Is this correct or am I missing something?
I absolutely agree. Swagger is not well suited for defining truly REST compliant APIs. The problem is that people define REST in a lot of different ways. The Richardson Maturity Model helps describe these different definitions.
Level 0 REST APIs pipe all requests through one URI and one HTTP method. This level includes any API that uses HTTP no matter how limited. In practice, people rarely call this REST anymore, but it does happen (probably for marketing reasons).
Level 1 REST APIs employ many URIs, but still only use one HTTP method (usually POST). Again, in practice, this rarely called REST anymore, but there was a time when it was common.

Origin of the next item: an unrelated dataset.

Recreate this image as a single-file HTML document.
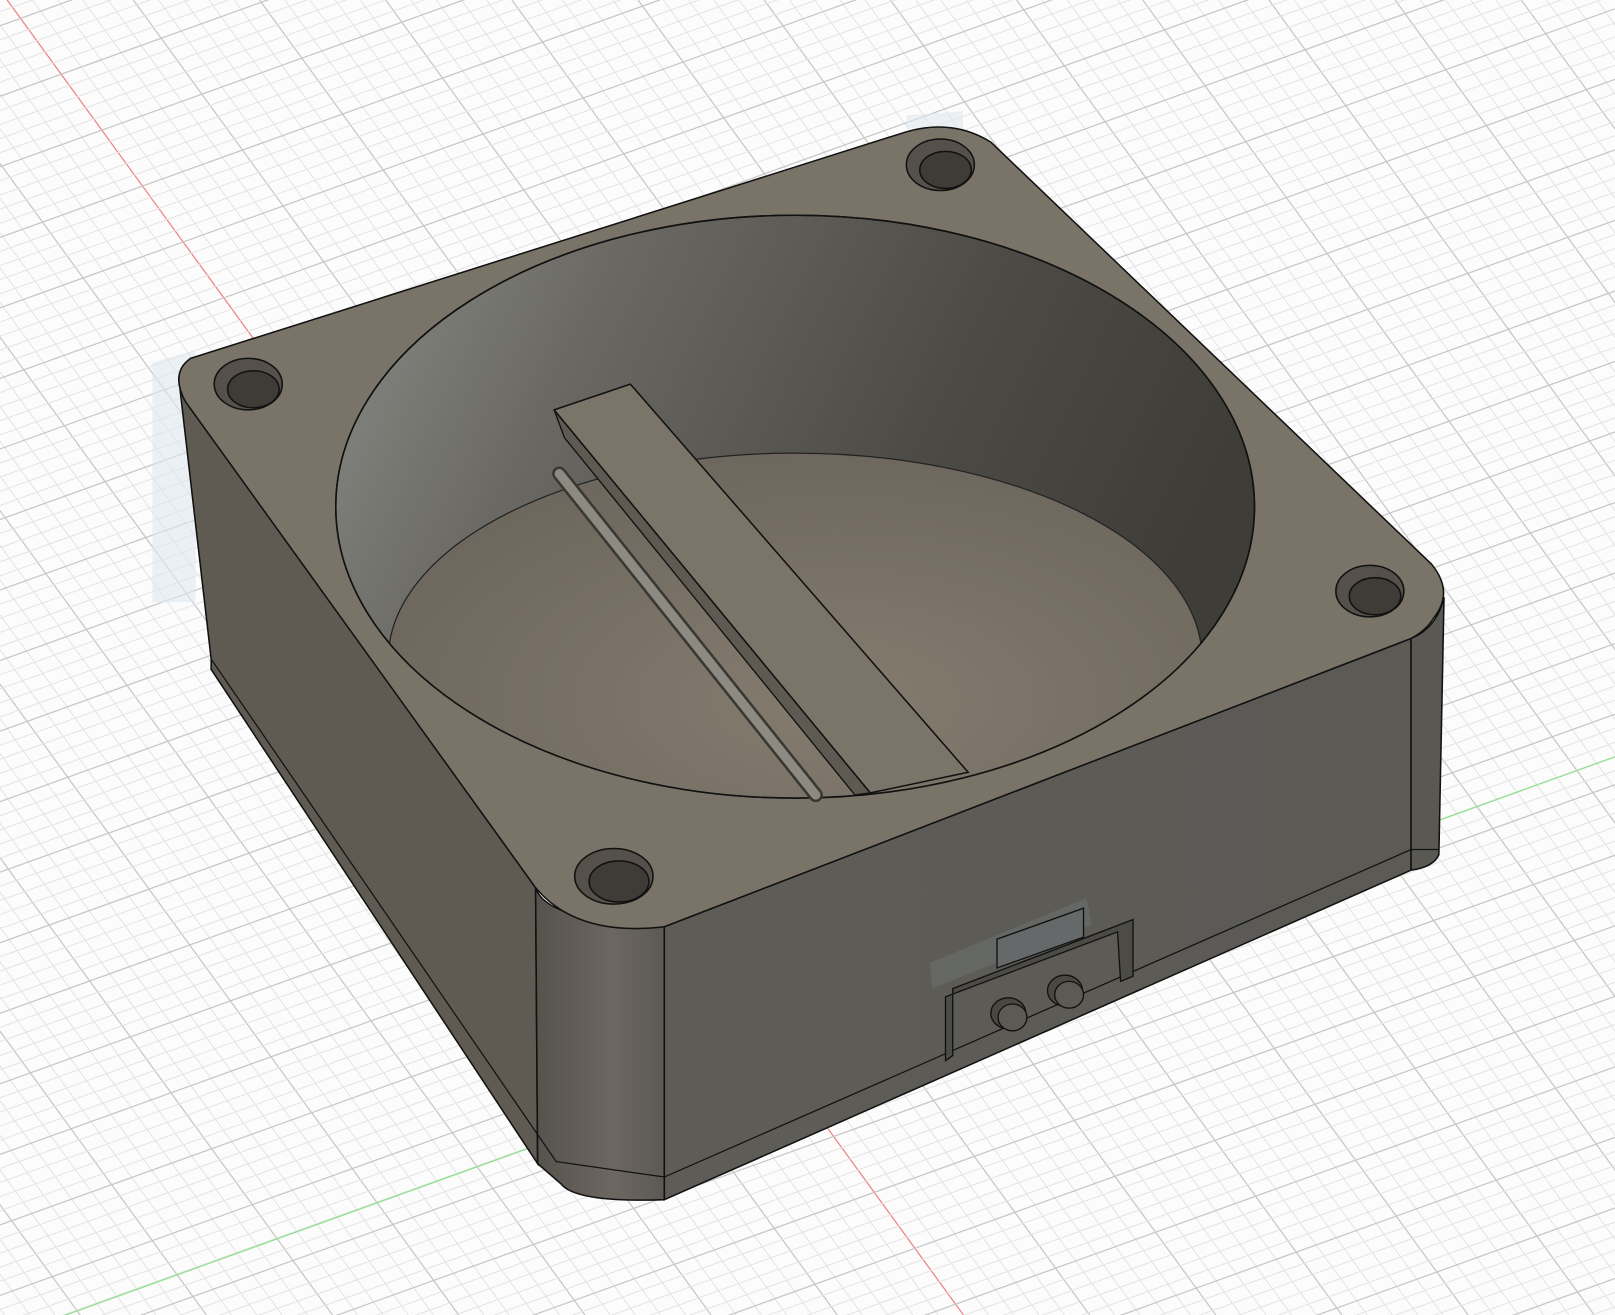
<!DOCTYPE html>
<html><head><meta charset="utf-8"><style>
html,body{margin:0;padding:0;background:#fcfcfc;overflow:hidden;width:1615px;height:1315px}
svg{display:block}
</style></head><body>
<svg id="s" width="1615" height="1315" viewBox="0 0 1568 1277" preserveAspectRatio="none" xmlns="http://www.w3.org/2000/svg">
<defs>
<linearGradient id="wall" x1="0" y1="0" x2="1" y2="0.3">
<stop offset="0" stop-color="#8a8d89"/><stop offset="0.3" stop-color="#6a6862"/><stop offset="0.7" stop-color="#4c4a44"/><stop offset="1" stop-color="#3f3d38"/>
</linearGradient>
<radialGradient id="floor" cx="0.55" cy="0.6" r="0.6">
<stop offset="0" stop-color="#857c6f"/><stop offset="1" stop-color="#6d675d"/>
</radialGradient>
<linearGradient id="front" x1="0" y1="0" x2="1" y2="0">
<stop offset="0" stop-color="#5e5c57"/><stop offset="1" stop-color="#5b5a55"/>
</linearGradient>
<linearGradient id="col" x1="0" y1="0" x2="1" y2="0">
<stop offset="0" stop-color="#56524c"/><stop offset="0.6" stop-color="#6c6760"/><stop offset="1" stop-color="#5c5953"/>
</linearGradient>
<clipPath id="open"><ellipse cx="772" cy="492" rx="446" ry="283"/></clipPath>
</defs>
<g id="grid"></g>
<polygon points="148,352 190,340 190,585 148,585" fill="#dfe7ee" opacity="0.6"/>
<polygon points="880,112 935,108 935,125 880,125" fill="#dfe7ee" opacity="0.6"/>
<!-- left side face -->
<polygon points="175,380 520,862 522,1130 205,650 205,640" fill="#5f5a52" stroke="#111" stroke-width="1.5"/>
<!-- corner column -->
<path d="M520,862 Q530,895 645,900 L645,1165 Q560,1168 545,1150 L522,1130 Z" fill="url(#col)" stroke="#111" stroke-width="1.5"/>
<!-- front face -->
<polygon points="645,900 1370,620 1370,845 645,1165" fill="url(#front)" stroke="#111" stroke-width="1.5"/>
<!-- right column -->
<path d="M1370,620 Q1395,610 1402,580 L1397,830 Q1392,842 1370,845 Z" fill="#5a5853" stroke="#111" stroke-width="1.5"/>
<!-- bottom lip lines -->
<polyline points="205,640 540,1128 645,1143 1370,825 1397,825" fill="none" stroke="#111" stroke-width="1.2"/>
<line x1="645" y1="900" x2="645" y2="1165" stroke="#111" stroke-width="1.2"/>
<!-- top face -->
<path d="M185,348 L880,128 Q925,115 962,138 L1390,548 Q1412,575 1392,600 Q1385,612 1370,620 L645,900 Q560,910 520,862 L180,390 Q165,362 185,348 Z" fill="#7a7468" stroke="#111" stroke-width="1.5"/>
<!-- bowl -->
<ellipse cx="772" cy="492" rx="446" ry="283" fill="url(#wall)" stroke="#111" stroke-width="1.5"/>
<g clip-path="url(#open)">
<ellipse cx="772" cy="640" rx="395" ry="200" fill="url(#floor)" stroke="#222" stroke-width="1.2"/>
</g>
<ellipse cx="772" cy="492" rx="446" ry="283" fill="none" stroke="#111" stroke-width="1.5"/>
<!-- rod -->
<line x1="543" y1="460" x2="792" y2="772" stroke="#3a3833" stroke-width="14" stroke-linecap="round"/>
<line x1="543" y1="460" x2="792" y2="772" stroke="#8d8a82" stroke-width="9" stroke-linecap="round"/>
<!-- bar -->
<polygon points="538,398 548,425 830,772 845,770" fill="#5e5a52" stroke="#111" stroke-width="1.3"/>
<polygon points="538,398 612,373 940,750 845,770" fill="#7b7569" stroke="#111" stroke-width="1.5"/>
<!-- holes -->
<g stroke="#111" stroke-width="1.5">
<ellipse cx="913" cy="160" rx="33" ry="25" fill="#55514a"/><ellipse cx="918" cy="165" rx="25" ry="18" fill="#3f3c37"/>
<ellipse cx="241" cy="373" rx="33" ry="25" fill="#55514a"/><ellipse cx="246" cy="378" rx="25" ry="18" fill="#3f3c37"/>
<ellipse cx="1330" cy="574" rx="33" ry="25" fill="#55514a"/><ellipse cx="1335" cy="579" rx="25" ry="18" fill="#3f3c37"/>
<ellipse cx="596" cy="851" rx="38" ry="27" fill="#55514a"/><ellipse cx="601" cy="856" rx="29" ry="20" fill="#3f3c37"/>
</g>
<!-- connector -->
<polygon points="903,935 1055,872 1060,898 905,960" fill="#7f8a8e" opacity="0.25"/>
<path d="M918,1030 L918,968 L1085,905 L1088,953 L1100,948 L1100,893 L925,960 L925,1025 Z" fill="#4d4b46" stroke="#111" stroke-width="1.3"/>
<polygon points="968,912 1052,882 1052,910 968,940" fill="#66696a" stroke="#111" stroke-width="1.3"/>
<g stroke="#111" stroke-width="1.3">
<ellipse cx="979" cy="984" rx="17" ry="15" fill="#4a4741"/><ellipse cx="983" cy="988" rx="14" ry="13" fill="#5d5a54"/>
<ellipse cx="1034" cy="962" rx="17" ry="15" fill="#4a4741"/><ellipse cx="1038" cy="966" rx="14" ry="13" fill="#5d5a54"/>
</g>
</svg>
<script>
(function(){
var g=document.getElementById('grid'),out='';
function L(x1,y1,x2,y2,c,w){out+='<line x1="'+x1+'" y1="'+y1+'" x2="'+x2+'" y2="'+y2+'" stroke="'+c+'" stroke-width="'+w+'"/>';}
for(var k=-80;k<=80;k++){var c=7+k*24.5;var maj=(k%5==0);
 L(c,0,c+0.727*1277,1277,k==0?'#f08080':(maj?'#c6c6c6':'#e4e4e4'),maj?1.2:1);}
for(var k=-40;k<=140;k++){var d=25+k*13.7;var maj=(k%5==0);
 L(0,d,1568,d-0.36*1568,maj?'#c6c6c6':'#e4e4e4',maj?1.2:1);}
L(0,1300,1568,735,'#8fe08f',1.2);
g.innerHTML=out;
})();
</script>
</body></html>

Level 2 REST APIs are where the concepts of resources and uniform interface are introduced. These APIs have URIs that represent resources and use the HTTP methods to perform CRUD operations on those resources. In practice, people started referring to this as RESTful to distinguish it from Level 1. I credit Ruby on Rails for popularizing this interpretation of REST, but I can't back that up. In any case, when Swagger claims to be for describing RESTful APIs, Level 2 is the definition they are referring to.
Level 3 REST APIs are fully compliant with the REST architectural style. In particular, they are characterized by using HATEOAS. All of the concerns you laid out in your question aren't taken into account until this level. In practice, some people have started calling these Hypermedia APIs to distinguish them from the now entrenched definition of RESTful as referring to the Level 2 definition.
I would say that your understanding of REST is more "mature" than that used by Swagger and therefore, you will only be frustrated trying to use it (I speak from experience). My personal choice for defining Hypermedia APIs is JSON Hyper-Schema. It can't match all the great tools Swagger has, but it allows me to write APIs at Level 3. That's more than I can say for any of the popular API definition languages out there.